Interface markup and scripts
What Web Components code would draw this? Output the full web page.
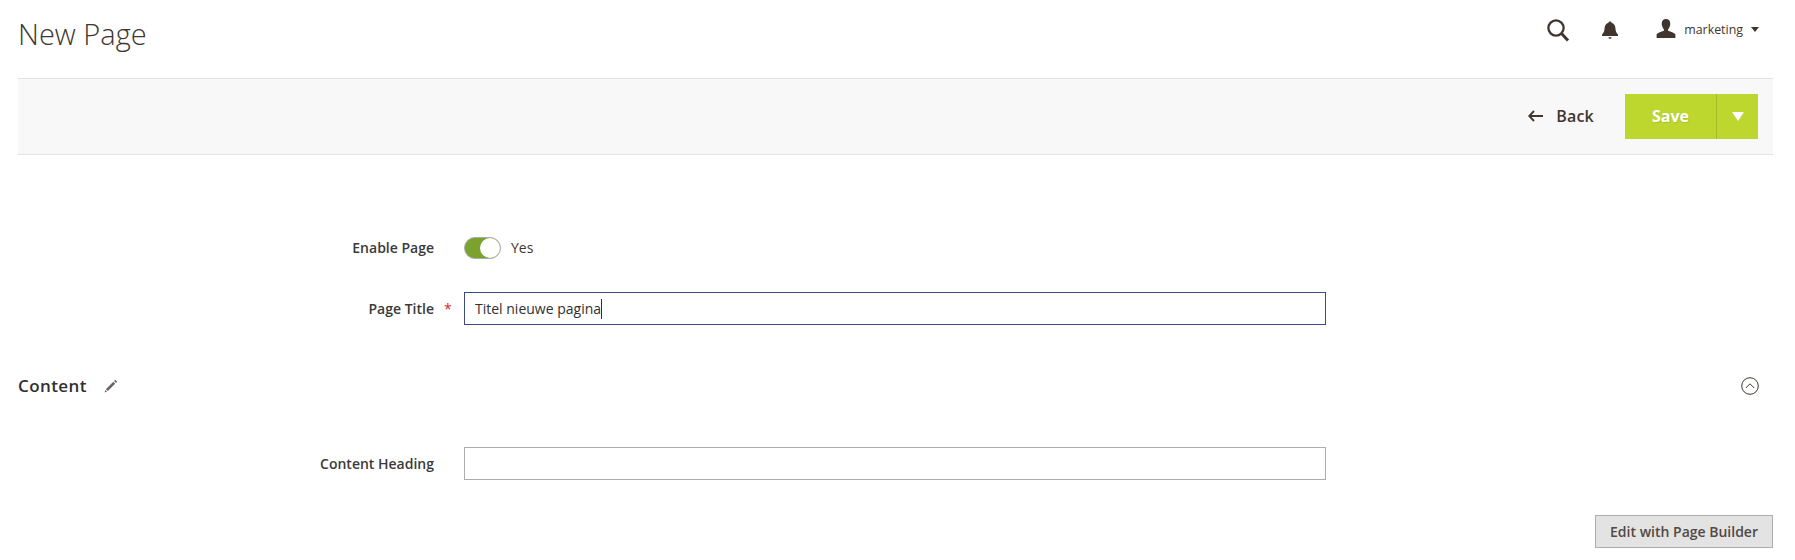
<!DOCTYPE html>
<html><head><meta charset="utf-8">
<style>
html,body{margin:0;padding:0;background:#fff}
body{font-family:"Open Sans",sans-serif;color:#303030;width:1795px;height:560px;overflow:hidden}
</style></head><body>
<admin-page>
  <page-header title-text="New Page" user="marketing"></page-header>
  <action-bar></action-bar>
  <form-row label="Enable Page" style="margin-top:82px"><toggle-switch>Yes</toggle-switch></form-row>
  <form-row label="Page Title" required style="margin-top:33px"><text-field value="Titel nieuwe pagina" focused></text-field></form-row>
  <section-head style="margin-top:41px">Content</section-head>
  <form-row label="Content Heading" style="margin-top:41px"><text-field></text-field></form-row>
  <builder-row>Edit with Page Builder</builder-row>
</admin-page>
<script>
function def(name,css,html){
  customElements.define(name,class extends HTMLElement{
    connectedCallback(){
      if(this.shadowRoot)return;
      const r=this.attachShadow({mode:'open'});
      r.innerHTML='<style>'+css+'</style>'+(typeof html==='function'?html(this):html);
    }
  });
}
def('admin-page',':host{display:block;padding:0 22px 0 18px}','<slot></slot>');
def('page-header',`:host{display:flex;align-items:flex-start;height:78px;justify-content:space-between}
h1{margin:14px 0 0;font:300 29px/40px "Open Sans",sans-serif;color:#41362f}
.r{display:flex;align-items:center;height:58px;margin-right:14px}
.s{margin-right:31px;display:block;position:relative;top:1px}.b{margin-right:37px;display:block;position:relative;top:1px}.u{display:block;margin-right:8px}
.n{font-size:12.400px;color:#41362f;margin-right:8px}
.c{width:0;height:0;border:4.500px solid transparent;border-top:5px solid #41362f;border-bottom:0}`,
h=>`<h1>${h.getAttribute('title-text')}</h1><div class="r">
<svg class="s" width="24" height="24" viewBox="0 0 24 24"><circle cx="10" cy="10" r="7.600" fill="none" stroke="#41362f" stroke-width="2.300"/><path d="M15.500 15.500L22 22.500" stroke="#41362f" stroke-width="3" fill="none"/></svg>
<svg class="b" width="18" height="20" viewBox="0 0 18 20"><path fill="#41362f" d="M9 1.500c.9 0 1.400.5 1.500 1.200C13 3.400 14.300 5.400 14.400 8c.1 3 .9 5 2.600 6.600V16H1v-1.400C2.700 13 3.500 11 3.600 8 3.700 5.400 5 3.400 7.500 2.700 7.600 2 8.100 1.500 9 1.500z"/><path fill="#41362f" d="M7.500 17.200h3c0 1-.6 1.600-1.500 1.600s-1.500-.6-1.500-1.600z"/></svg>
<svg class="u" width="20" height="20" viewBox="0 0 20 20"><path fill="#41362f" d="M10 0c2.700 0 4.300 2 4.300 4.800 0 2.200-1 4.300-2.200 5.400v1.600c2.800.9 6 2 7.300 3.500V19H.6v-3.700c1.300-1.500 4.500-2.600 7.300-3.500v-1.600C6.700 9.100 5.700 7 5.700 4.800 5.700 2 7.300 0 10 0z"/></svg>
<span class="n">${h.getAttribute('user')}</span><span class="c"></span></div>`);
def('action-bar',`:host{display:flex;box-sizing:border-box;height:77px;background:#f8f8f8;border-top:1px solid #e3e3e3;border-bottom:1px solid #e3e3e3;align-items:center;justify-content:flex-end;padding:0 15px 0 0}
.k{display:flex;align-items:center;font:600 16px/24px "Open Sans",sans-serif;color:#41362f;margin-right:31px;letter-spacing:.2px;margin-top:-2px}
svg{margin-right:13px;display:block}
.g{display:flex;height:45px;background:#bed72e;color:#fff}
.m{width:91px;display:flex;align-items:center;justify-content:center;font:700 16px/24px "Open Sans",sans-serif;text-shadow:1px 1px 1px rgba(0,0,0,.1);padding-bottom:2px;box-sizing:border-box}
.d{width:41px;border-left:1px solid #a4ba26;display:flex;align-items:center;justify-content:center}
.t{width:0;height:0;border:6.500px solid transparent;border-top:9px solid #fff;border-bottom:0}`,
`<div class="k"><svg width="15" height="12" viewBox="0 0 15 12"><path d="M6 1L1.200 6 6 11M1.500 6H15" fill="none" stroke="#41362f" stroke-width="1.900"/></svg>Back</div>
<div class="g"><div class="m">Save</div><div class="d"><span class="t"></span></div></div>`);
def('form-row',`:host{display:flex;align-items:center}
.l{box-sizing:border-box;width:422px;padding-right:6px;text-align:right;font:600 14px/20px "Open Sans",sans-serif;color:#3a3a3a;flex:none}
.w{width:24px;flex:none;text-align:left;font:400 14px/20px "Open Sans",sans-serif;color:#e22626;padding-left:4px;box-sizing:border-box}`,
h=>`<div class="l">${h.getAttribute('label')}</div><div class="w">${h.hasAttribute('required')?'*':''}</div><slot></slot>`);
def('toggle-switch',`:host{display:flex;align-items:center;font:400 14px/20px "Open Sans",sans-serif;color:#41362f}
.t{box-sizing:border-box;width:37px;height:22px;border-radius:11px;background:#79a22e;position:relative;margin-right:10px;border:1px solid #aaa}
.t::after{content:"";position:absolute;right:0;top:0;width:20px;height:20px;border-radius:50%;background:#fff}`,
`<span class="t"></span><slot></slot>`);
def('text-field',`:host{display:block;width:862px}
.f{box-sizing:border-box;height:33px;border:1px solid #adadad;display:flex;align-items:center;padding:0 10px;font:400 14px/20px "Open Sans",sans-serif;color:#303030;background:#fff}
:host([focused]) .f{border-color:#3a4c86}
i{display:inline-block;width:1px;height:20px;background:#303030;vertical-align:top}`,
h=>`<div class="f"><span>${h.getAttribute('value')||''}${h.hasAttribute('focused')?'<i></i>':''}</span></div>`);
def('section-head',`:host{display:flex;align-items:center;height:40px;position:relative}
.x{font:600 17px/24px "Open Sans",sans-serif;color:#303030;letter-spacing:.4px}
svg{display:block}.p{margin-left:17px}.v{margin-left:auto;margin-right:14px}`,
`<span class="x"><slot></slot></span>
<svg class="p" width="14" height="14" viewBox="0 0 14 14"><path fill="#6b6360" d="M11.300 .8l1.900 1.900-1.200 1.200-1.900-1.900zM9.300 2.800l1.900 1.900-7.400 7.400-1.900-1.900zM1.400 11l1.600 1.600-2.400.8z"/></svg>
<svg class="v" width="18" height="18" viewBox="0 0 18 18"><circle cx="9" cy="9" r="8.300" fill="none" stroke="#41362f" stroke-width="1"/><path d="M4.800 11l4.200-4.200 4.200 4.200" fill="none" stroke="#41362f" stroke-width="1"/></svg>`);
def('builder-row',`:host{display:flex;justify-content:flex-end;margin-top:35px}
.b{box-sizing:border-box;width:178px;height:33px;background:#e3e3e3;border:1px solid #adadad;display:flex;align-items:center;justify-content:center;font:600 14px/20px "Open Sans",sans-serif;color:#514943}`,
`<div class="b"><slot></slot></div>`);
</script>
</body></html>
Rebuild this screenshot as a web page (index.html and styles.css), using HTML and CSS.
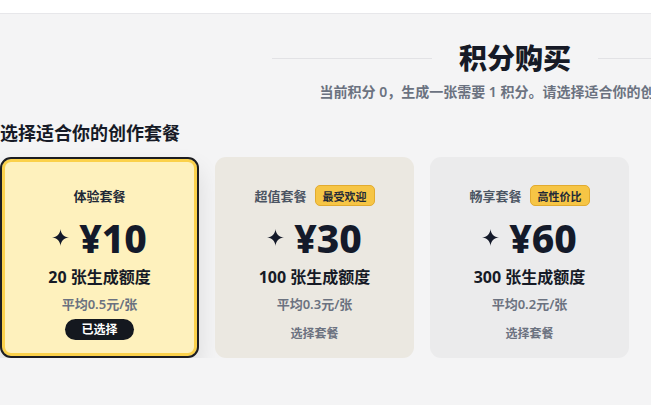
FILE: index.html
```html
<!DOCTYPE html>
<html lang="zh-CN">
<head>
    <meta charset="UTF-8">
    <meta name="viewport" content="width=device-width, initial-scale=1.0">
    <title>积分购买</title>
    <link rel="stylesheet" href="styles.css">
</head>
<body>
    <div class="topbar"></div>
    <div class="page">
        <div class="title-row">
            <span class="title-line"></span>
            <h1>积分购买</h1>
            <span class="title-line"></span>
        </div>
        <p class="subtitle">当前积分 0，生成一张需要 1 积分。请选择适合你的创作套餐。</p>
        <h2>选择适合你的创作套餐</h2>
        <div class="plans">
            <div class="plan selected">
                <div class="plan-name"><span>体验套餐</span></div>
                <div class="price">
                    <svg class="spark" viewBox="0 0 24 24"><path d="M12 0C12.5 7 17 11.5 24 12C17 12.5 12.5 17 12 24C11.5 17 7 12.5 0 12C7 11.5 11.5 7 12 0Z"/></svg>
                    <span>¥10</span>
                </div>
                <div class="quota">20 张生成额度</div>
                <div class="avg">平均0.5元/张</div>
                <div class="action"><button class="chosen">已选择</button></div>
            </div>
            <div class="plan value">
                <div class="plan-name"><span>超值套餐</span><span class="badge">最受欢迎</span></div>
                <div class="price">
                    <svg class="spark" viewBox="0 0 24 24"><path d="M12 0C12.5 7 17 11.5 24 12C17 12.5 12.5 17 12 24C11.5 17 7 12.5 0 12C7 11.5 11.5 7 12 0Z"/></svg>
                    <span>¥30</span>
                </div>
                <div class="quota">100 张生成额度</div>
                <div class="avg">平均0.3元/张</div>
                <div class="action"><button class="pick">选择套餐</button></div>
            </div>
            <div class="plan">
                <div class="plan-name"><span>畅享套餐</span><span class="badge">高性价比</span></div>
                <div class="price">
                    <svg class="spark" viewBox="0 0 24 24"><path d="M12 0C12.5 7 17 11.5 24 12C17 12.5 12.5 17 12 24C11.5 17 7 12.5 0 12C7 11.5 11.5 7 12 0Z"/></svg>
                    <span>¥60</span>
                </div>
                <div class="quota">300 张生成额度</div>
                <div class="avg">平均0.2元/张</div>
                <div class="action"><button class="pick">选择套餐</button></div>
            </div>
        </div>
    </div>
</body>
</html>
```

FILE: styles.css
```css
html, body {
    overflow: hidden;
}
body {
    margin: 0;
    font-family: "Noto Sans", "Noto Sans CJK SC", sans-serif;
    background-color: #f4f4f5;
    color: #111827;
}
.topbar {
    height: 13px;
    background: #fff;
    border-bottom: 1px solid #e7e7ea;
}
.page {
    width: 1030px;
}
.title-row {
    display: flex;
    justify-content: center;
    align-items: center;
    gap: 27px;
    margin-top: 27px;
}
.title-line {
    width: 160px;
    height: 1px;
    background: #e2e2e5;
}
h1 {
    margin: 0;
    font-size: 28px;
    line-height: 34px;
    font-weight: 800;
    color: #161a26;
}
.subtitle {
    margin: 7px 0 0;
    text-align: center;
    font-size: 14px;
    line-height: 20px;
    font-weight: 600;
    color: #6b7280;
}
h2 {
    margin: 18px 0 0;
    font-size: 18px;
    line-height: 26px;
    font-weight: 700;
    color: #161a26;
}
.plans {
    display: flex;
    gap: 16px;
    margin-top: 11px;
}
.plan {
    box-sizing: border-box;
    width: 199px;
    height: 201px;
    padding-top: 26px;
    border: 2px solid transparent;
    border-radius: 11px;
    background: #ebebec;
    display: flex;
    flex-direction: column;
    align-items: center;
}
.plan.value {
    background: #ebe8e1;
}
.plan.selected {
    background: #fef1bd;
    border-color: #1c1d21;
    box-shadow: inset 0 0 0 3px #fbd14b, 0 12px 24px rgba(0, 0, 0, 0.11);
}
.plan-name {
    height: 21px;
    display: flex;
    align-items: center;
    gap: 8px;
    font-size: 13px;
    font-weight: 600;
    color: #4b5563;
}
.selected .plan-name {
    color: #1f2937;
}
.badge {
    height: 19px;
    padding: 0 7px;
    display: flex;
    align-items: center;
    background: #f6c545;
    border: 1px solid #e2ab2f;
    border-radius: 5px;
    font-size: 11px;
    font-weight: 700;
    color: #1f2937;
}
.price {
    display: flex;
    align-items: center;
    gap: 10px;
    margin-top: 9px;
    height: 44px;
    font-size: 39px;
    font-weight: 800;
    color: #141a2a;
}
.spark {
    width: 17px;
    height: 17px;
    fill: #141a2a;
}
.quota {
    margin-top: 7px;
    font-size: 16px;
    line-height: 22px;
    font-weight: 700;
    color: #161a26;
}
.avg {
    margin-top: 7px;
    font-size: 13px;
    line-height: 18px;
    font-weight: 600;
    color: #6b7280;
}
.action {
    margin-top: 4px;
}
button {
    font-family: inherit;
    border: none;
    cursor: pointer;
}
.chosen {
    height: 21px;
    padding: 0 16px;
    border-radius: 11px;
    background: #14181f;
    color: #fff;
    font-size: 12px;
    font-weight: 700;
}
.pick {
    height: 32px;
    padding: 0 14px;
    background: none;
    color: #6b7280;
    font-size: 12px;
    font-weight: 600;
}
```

== Task description ==
Count the lines above that contain the word "index". Give only the number.

== Final answer ==
2